Dosing medicines can be a tricky process: How much of a medication actually ends up hitting its target can vary a lot between patients, sometimes for mysterious reasons. As it turns out, even the things living in our bodies could be gobbling up our drugs.
In a series of experiments with levodopa (L-dopa) drug treatments for Parkinson's, a new study has found that the gut microbes Enterococcus faecalis and Eggerthella lenta can intercept L-dopa and chemically transform it before it reaches the brain.
While this research only focuses on a specific treatment for one condition, the team behind the work thinks we might be underappreciating the role that our gut microbiome plays in controlling the efficacy and potency of medicines.
"Maybe the drug is not going to reach its target in the body, maybe it's going to be toxic all of a sudden, maybe it's going to be less helpful," says chemical biologist Maini Rekdal from Harvard University.
The job of L-dopa is to deliver dopamine to the brain, replacing the dopamine eaten up by Parkinson's. However, since the introduction of L-dopa in the 1960s, scientists have known that enzymes in the gut can stop this delivery from happening, leading to some nasty side effects as dopamine "spills out" before reaching the brain.
A second drug, carbidopa, was introduced to keep L-dopa intact, but it doesn't always seem to help. Even with this additional drug, the effectiveness of L-dopa can vary between patients. What this new research does is identify the specific bacteria to blame, out of trillions of potential species.

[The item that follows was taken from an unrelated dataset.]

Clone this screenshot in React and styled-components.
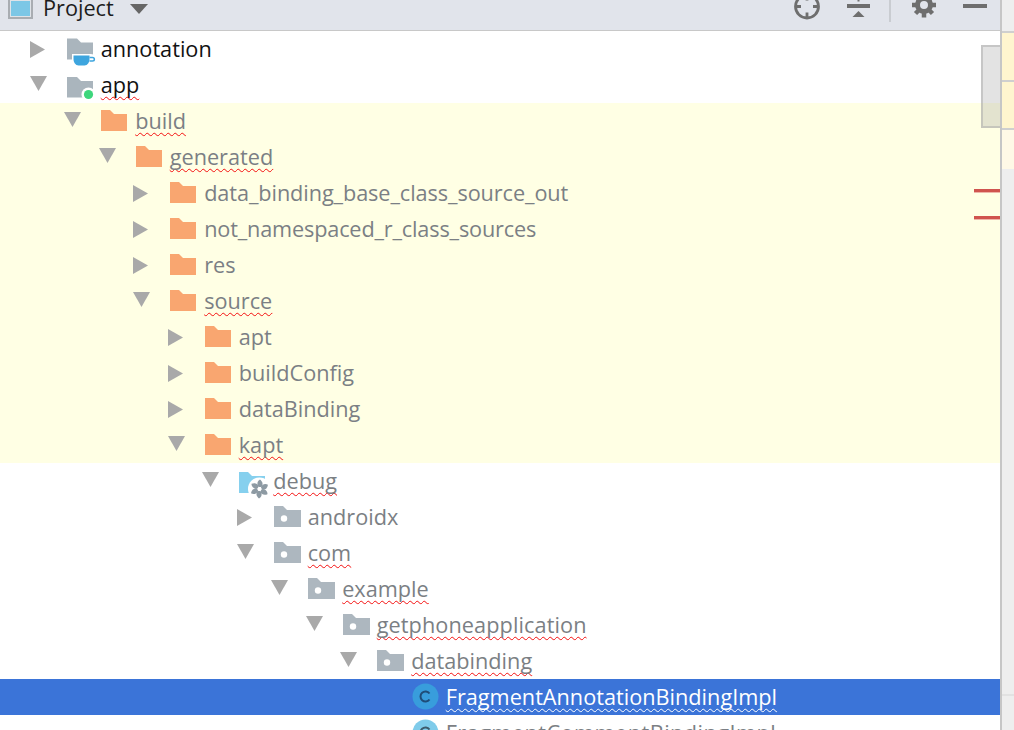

With reference to the Human Microbiome Project, the team found that not only our own gut enzymes can wreak havoc on the medication, but the bacterium E. faecalis can also convert L-dopa to dopamine before it reaches the brain. Sure enough, it ate up all the L-dopa in lab tests.
Using faecal samples and supplies of dopamine, the researchers identified that another strain of gut bacteria, E. lenta, then consumes the converted dopamine and produces the neuromodulator meta-thyramine as a byproduct.
Thus, E. faecalis and E. lenta are apparently working as a sort of microbe tag team, preventing the medication from reaching its target. Furthermore, while carbidopa is used to stop a human gut enzyme from converting L-dopa to dopamine in the digestive system, it doesn't seem to work on the E. faecalis enzyme that's doing the same.
The good news is that the researchers have already found a molecule, alpha-fluoromethyltyrosine (AFMT), that can stop E. faecalis from breaking down L-dopa without destroying the bacterium itself, by targeting a non-essential enzyme.
Ultimately, we might end up with a way of making L-dopa significantly more effective as a Parkinson's treatment, without as many of the side effects – but that's still a long way off.
"All of this suggests that gut microbes may contribute to the dramatic variability that is observed in side effects and efficacy between different patients taking L-dopa," says chemical biologist Emily Balskus from Harvard University.
Even if we can't fix the problem just yet, we now have a proof of concept that particular combinations of gut microbes can indeed cause havoc with our meds. Hopefully, this will give other researchers food for thought and we might see similar investigations of other medicines, too.
The research has been published in Science.